Rather than using this crate directly, use the malachite meta-crate. It re-exports all of this crate's public members.

In malachite-q's doctests you will frequently see import paths beginning with malachite_q::. When using the malachite crate, replace this part of the paths with malachite::.

The import path of the Rational type is shortened to malachite::Rational.


This crate defines Rationals. The name of this crate refers to the mathematical symbol for rational numbers, ℚ.

  • There are many functions defined on Rationals. These include
    • All the ones you'd expect, like addition, subtraction, multiplication, and division;
    • Functions related to conversion between Rationals and other kinds of numbers, including primitive floats;
    • Functions for Diophantine approximation;
    • Functions for expressing Rationals in scientific notation.
  • The numerators and denominators of Rationals are stored as Naturals, so Rationals with small numerators and denominators can be stored entirely on the stack.
  • Most arithmetic involving Rationals requires (automatically) reducing the numerator and denominator.

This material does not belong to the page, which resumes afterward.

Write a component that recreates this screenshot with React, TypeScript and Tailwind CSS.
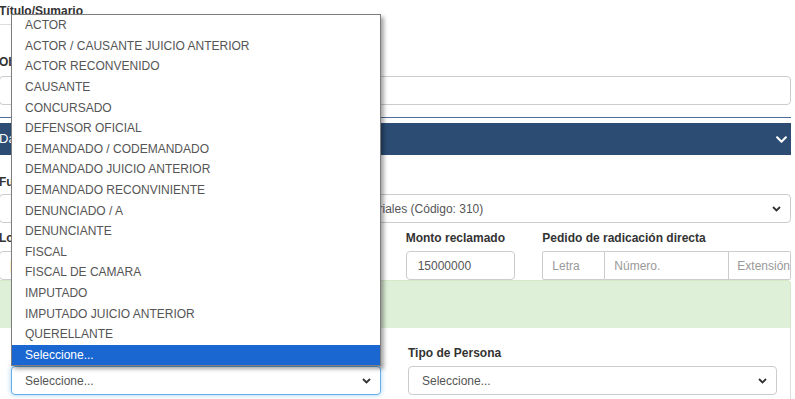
import React from "react";
import { FaChevronDown } from "react-icons/fa";

const opciones = [
  "ACTOR",
  "ACTOR / CAUSANTE JUICIO ANTERIOR",
  "ACTOR RECONVENIDO",
  "CAUSANTE",
  "CONCURSADO",
  "DEFENSOR OFICIAL",
  "DEMANDADO / CODEMANDADO",
  "DEMANDADO JUICIO ANTERIOR",
  "DEMANDADO RECONVINIENTE",
  "DENUNCIADO / A",
  "DENUNCIANTE",
  "FISCAL",
  "FISCAL DE CAMARA",
  "IMPUTADO",
  "IMPUTADO JUICIO ANTERIOR",
  "QUERELLANTE",
  "Seleccione...",
];

const Caret: React.FC = () => (
  <svg width="9" height="6" viewBox="0 0 9 6" className="shrink-0">
    <polyline points="1,1 4.5,4.5 8,1" fill="none" stroke="#333" strokeWidth="1.8" />
  </svg>
);

const Label: React.FC<{ children: React.ReactNode }> = ({ children }) => (
  <div className="h-[14px] leading-[14px] font-bold text-[12px] text-[#333] whitespace-nowrap">{children}</div>
);

const Select: React.FC<{ value: string; focus?: boolean; className?: string }> = ({ value, focus, className }) => (
  <div
    className={`h-[29px] flex items-center justify-between pl-[13px] pr-[9px] rounded-[4px] border bg-white text-[#555] whitespace-nowrap overflow-hidden ${
      focus ? "border-[#66afe9] shadow-[0_0_5px_rgba(102,175,233,0.6)]" : "border-[#ccc]"
    } ${className ?? ""}`}
  >
    <span>{value}</span>
    <Caret />
  </div>
);

const App: React.FC = () => {
  return (
    <div className="relative w-[795px] h-[399px] overflow-hidden bg-white font-['Liberation_Sans',Arial,sans-serif] text-[12px] text-[#333]">
      <div className="-ml-px w-[792px] pt-[4px]">
        {/* Título / Sumario */}
        <Label>Título/Sumario</Label>
        <div className="mt-[6px] h-[28px] w-[380px] border-t border-[#ddd]" />

        {/* Observaciones */}
        <div className="mt-[3px]">
          <Label>Observaciones</Label>
        </div>
        <div className="mt-[7px] h-[29px] rounded-[4px] border border-[#ccc] bg-white" />

        {/* Datos del expediente */}
        <div className="mt-[12px] border-t border-[#4f6f99] pt-[5px]">
          <div className="h-[32px] bg-[#2c4c74] flex items-center justify-between pr-[3px] text-white text-[13px]">
            <span>Datos del expediente</span>
            <FaChevronDown size={13} />
          </div>
        </div>

        <div className="mt-[20px]">
          <Label>Fuero / Materia</Label>
        </div>
        <div className="mt-[5px]">
          <Select value="Daños y perjuicios por accidentes de tránsito, lesiones o daños materiales (Código: 310)" className="pr-[6px]" />
        </div>

        <div className="mt-[8px] flex">
          <div className="w-[382px]">
            <Label>Localidad</Label>
            <div className="mt-[6px] h-[29px] rounded-[4px] border border-[#ccc] bg-white flex items-center pl-[10px] text-[#c0874d]">
              |
            </div>
          </div>
          <div className="ml-[26px] w-[110px]">
            <Label>Monto reclamado</Label>
            <div className="mt-[6px] h-[29px] rounded-[4px] border border-[#ccc] bg-white flex items-center pl-[11px] text-[#555]">
              15000000
            </div>
          </div>
          <div className="ml-[27px] flex-1">
            <Label>Pedido de radicación directa</Label>
            <div className="mt-[6px] h-[29px] flex text-[#999]">
              <div className="w-[63px] border border-[#ccc] rounded-l-[2px] flex items-center pl-[9px]">Letra</div>
              <div className="w-[124px] border-y border-r border-[#ccc] flex items-center pl-[9px]">Número.</div>
              <div className="flex-1 border-y border-r border-[#ccc] rounded-r-[2px] flex items-center pl-[8px] overflow-hidden whitespace-nowrap">
                Extensión
              </div>
            </div>
          </div>
        </div>

        {/* Partes */}
        <div className="h-[48px] bg-[#dff0d8] border-t border-r border-[#d6e9c6] rounded-tr-[4px]" />
        <div className="border-r border-[#ddd] pl-[12px] pr-[13px] pt-[18px] pb-[8px] flex gap-[27px]">
          <div className="w-[370px]">
            <div className="h-[14px]" />
            <div className="mt-[6px]">
              <Select value="Seleccione..." focus />
            </div>
          </div>
          <div className="flex-1">
            <Label>Tipo de Persona</Label>
            <div className="mt-[6px]">
              <Select value="Seleccione..." />
            </div>
          </div>
        </div>
      </div>

      {/* Lista desplegada del select */}
      <div className="absolute left-[11px] top-[14px] w-[370px] border border-[#7d7d7d] bg-white shadow-[3px_3px_4px_rgba(0,0,0,0.35)]">
        {opciones.map((op, i) => (
          <div
            key={op}
            className={`h-[20.6px] flex items-center pl-[13px] whitespace-nowrap ${
              i === opciones.length - 1 ? "bg-[#1a67d2] text-white" : "text-[#555]"
            }`}
          >
            {op}
          </div>
        ))}
      </div>
    </div>
  );
};

export default App;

This is done very efficiently by using the high performance GCD and exact division algorithms implemented by Naturals.

Demos and benchmarks

This crate comes with a bin target that can be used for running demos and benchmarks.

  • Almost all of the public functions in this crate have an associated demo. Running a demo shows you a function's behavior on a large number of inputs. For example, to demo Rational addition, you can use the following command:
    cargo run --features bin_build --release -- -l 10000 -m exhaustive -d demo_rational_add
    This command uses the exhaustive mode, which generates every possible input, generally starting with the simplest input and progressing to more complex ones. Another mode is random. The -l flag specifies how many inputs should be generated.
  • You can use a similar command to run benchmarks. The following command benchmarks various addition algorithms:
    cargo run --features bin_build --release -- -l 1000000 -m random -b \
        benchmark_rational_add_algorithms -o gcd-bench.gp
    or GCD implementations of other libraries:
    cargo run --features bin_build --release -- -l 1000000 -m random -b \
        benchmark_rational_add_assign_library_comparison -o gcd-bench.gp
    This creates a file called gcd-bench.gp. You can use gnuplot to create an SVG from it like so:
    gnuplot -e "set terminal svg; l \"gcd-bench.gp\"" > gcd-bench.svg

The list of available demos and benchmarks is not documented anywhere; you must find them by browsing through bin_util/demo_and_bench.


  • 32_bit_limbs: Sets the type of Limb to u32 instead of the default, u64.
  • random: This feature provides some functions for randomly generating values. It is off by default to avoid pulling in some extra dependencies.
  • enable_serde: Enables serialization and deserialization using serde.
  • test_build: A large proportion of the code in this crate is only used for testing. For a typical user, building this code would result in an unnecessarily long compilation time and an unnecessarily large binary. My solution is to only build this code when the test_build feature is enabled. If you want to run unit tests, you must enable test_build. However, doctests don't require it, since they only test the public interface. Enabling this feature also enables random.
  • bin_build: This feature is used to build the code for demos and benchmarks, which also takes a long time to build. Enabling this feature also enables test_build and random.